Stacking charges is very tantalizing for prosecutors. This is especially true when a public servant such as a District Attorney has to prove him/herself to the public. All prosecutors are looking to improve their “courtroom stats” to gain reputation, and stacking increases wins because it is more difficult to defend a large number of charges. Adding more counts will increase the chances of a lengthy and very expensive legal battle, which many defendants cannot afford, and large number of counts can simply make a defendant appear guiltier. All of this pressure can be leveraged onto innocent defendants causing them to believe it is in their best interest to plea-bargain even if they are innocent rather than chance losing in open court.

What about our legislature? Why haven’t they attempted to curb this practice?
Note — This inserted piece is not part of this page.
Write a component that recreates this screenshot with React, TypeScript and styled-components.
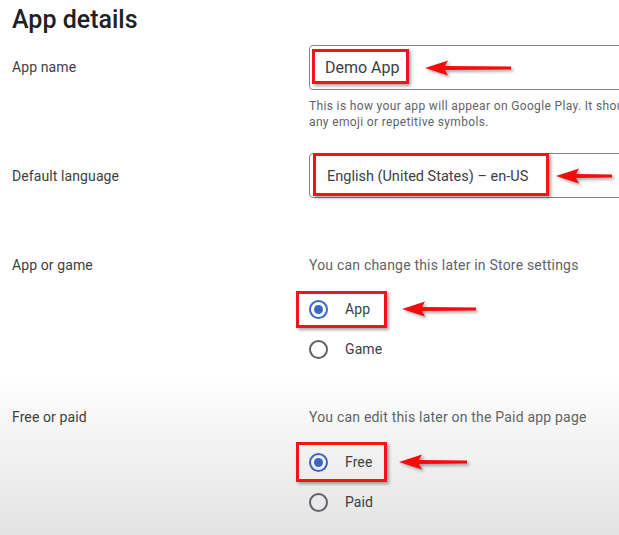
import React from "react";
import styled, { createGlobalStyle } from "styled-components";

const GlobalStyle = createGlobalStyle`
  html, body {
    margin: 0;
    height: 100%;
  }
  body {
    font-family: Roboto, "Liberation Sans", sans-serif;
    background: linear-gradient(to bottom, #ffffff 0%, #ffffff 70%, #e3e3e3 100%);
    overflow: hidden;
  }
  #root {
    height: 100%;
  }
`;

const Page = styled.div`
  padding-left: 12px;
  height: 100%;
  overflow: hidden;
`;

const Title = styled.h1`
  margin: 4px 0 9px;
  font-size: 25px;
  line-height: 32px;
  font-weight: 500;
  color: #202124;
`;

const Row = styled.div<{ $mt?: number }>`
  display: grid;
  grid-template-columns: 297px 1fr;
  margin-top: ${(p) => p.$mt ?? 0}px;
`;

const Label = styled.div<{ $pt?: number }>`
  padding-top: ${(p) => p.$pt ?? 0}px;
  font-size: 14px;
  line-height: 20px;
  letter-spacing: 0.1px;
  color: #3c4043;
`;

const Content = styled.div`
  display: flex;
  flex-direction: column;
  min-width: 0;
`;

const Field = styled.div`
  display: flex;
  align-items: center;
  height: 45px;
  width: 400px;
  box-sizing: border-box;
  border: 1px solid #80868b;
  border-radius: 4px;
  padding-left: 2px;
`;

const Highlight = styled.div<{ $h: number; $pl: number; $pr?: number; $ml?: number; $mt?: number }>`
  display: flex;
  align-items: center;
  box-sizing: border-box;
  height: ${(p) => p.$h}px;
  padding: 0 ${(p) => p.$pr ?? 14}px 0 ${(p) => p.$pl}px;
  margin-left: ${(p) => p.$ml ?? 0}px;
  margin-top: ${(p) => p.$mt ?? 0}px;
  border: 3px solid #f0141b;
  box-shadow: 2px 2px 3px rgba(0, 0, 0, 0.35);
`;

const FieldText = styled.span<{ $size?: number; $dy?: number }>`
  font-size: ${(p) => p.$size ?? 16}px;
  padding-top: ${(p) => p.$dy ?? 0}px;
  color: #3c4043;
  white-space: nowrap;
`;

const Helper = styled.div`
  margin-top: 8px;
  font-size: 12px;
  line-height: 16px;
  letter-spacing: 0.35px;
  color: #5f6368;
  white-space: nowrap;
`;

const Hint = styled.div`
  font-size: 14px;
  line-height: 20px;
  letter-spacing: 0.2px;
  color: #5f6368;
  white-space: nowrap;
`;

const Options = styled.div<{ $mt: number }>`
  display: flex;
  flex-direction: column;
  margin-top: ${(p) => p.$mt}px;
`;

const OptionLine = styled.div`
  display: flex;
  align-items: center;
  height: 40px;
`;

const RadioItem = styled.div`
  display: flex;
  align-items: center;
  gap: 17px;
`;

const RadioCircle = styled.span<{ $checked?: boolean }>`
  position: relative;
  width: 19px;
  height: 19px;
  box-sizing: border-box;
  border-radius: 50%;
  border: 2px solid ${(p) => (p.$checked ? "#3b66c4" : "#5f6368")};
  flex-shrink: 0;
  &::after {
    content: "";
    display: ${(p) => (p.$checked ? "block" : "none")};
    position: absolute;
    inset: 3px;
    border-radius: 50%;
    background: #3b66c4;
  }
`;

const RadioLabel = styled.span`
  font-size: 14px;
  letter-spacing: 0.1px;
  color: #3c4043;
`;

const ArrowSvg = styled.svg<{ $gap: number }>`
  margin-left: ${(p) => p.$gap}px;
  flex-shrink: 0;
  overflow: visible;
  filter: drop-shadow(2px 2px 1.5px rgba(0, 0, 0, 0.35));
`;

const Arrow = ({ width, gap }: { width: number; gap: number }) => (
  <ArrowSvg $gap={gap} width={width} height={18} viewBox={`0 0 ${width} 18`}>
    <polygon
      points={`0,9 23,1.5 20,7 ${width},7.5 ${width},10.5 20,11 23,16.5`}
      fill="#f40c0c"
    />
  </ArrowSvg>
);

const Radio = ({ label, checked }: { label: string; checked?: boolean }) => (
  <RadioItem>
    <RadioCircle $checked={checked} />
    <RadioLabel>{label}</RadioLabel>
  </RadioItem>
);

const App = () => {
  return (
    <Page>
      <GlobalStyle />
      <Title>App details</Title>

      <Row>
        <Label $pt={12}>App name</Label>
        <Content>
          <Field>
            <Highlight $h={35} $pl={10} $pr={6} $mt={-3}>
              <FieldText $dy={2}>Demo App</FieldText>
            </Highlight>
            <Arrow width={86} gap={16} />
          </Field>
          <Helper>
            This is how your app will appear on Google Play. It should be short and not include
            <br />
            any emoji or repetitive symbols.
          </Helper>
        </Content>
      </Row>

      <Row $mt={23}>
        <Label $pt={13}>Default language</Label>
        <Content>
          <Field>
            <Highlight $h={43} $pl={11} $pr={18} $ml={1} $mt={-3}>
              <FieldText $size={14.5} $dy={4}>
                English (United States) – en-US
              </FieldText>
            </Highlight>
            <Arrow width={56} gap={7} />
          </Field>
        </Content>
      </Row>

      <Row $mt={57}>
        <Label>App or game</Label>
        <Content>
          <Hint>You can change this later in Store settings</Hint>
          <Options $mt={14}>
            <OptionLine>
              <Highlight $h={37} $pl={10} $ml={-13}>
                <Radio label="App" checked />
              </Highlight>
              <Arrow width={74} gap={15} />
            </OptionLine>
            <OptionLine>
              <Radio label="Game" />
            </OptionLine>
          </Options>
        </Content>
      </Row>

      <Row $mt={38}>
        <Label>Free or paid</Label>
        <Content>
          <Hint>You can edit this later on the Paid app page</Hint>
          <Options $mt={15}>
            <OptionLine>
              <Highlight $h={40} $pl={10} $pr={12} $ml={-13}>
                <Radio label="Free" checked />
              </Highlight>
              <Arrow width={68} gap={12} />
            </OptionLine>
            <OptionLine>
              <Radio label="Paid" />
            </OptionLine>
          </Options>
        </Content>
      </Row>
    </Page>
  );
};

export default App;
Richard McAdams writes in his paper, The Political Economy of Criminal Law and Procedure: the Pessimists’ View, legislatures tend to care about their constituent’s preferences, which is generally more concerned with proper punishment of heinous crimes, than the content of criminal statutes. Plus, police and prosecutors have a strong lobby for expanding criminal liability. That is why legislatures write broad statutes that make it easier to punish particular individuals even though the statutes also allow for the punishment of conduct that legislatures do not want to be penalized. In short, almost nothing is being done on capital hill to assuage this problem.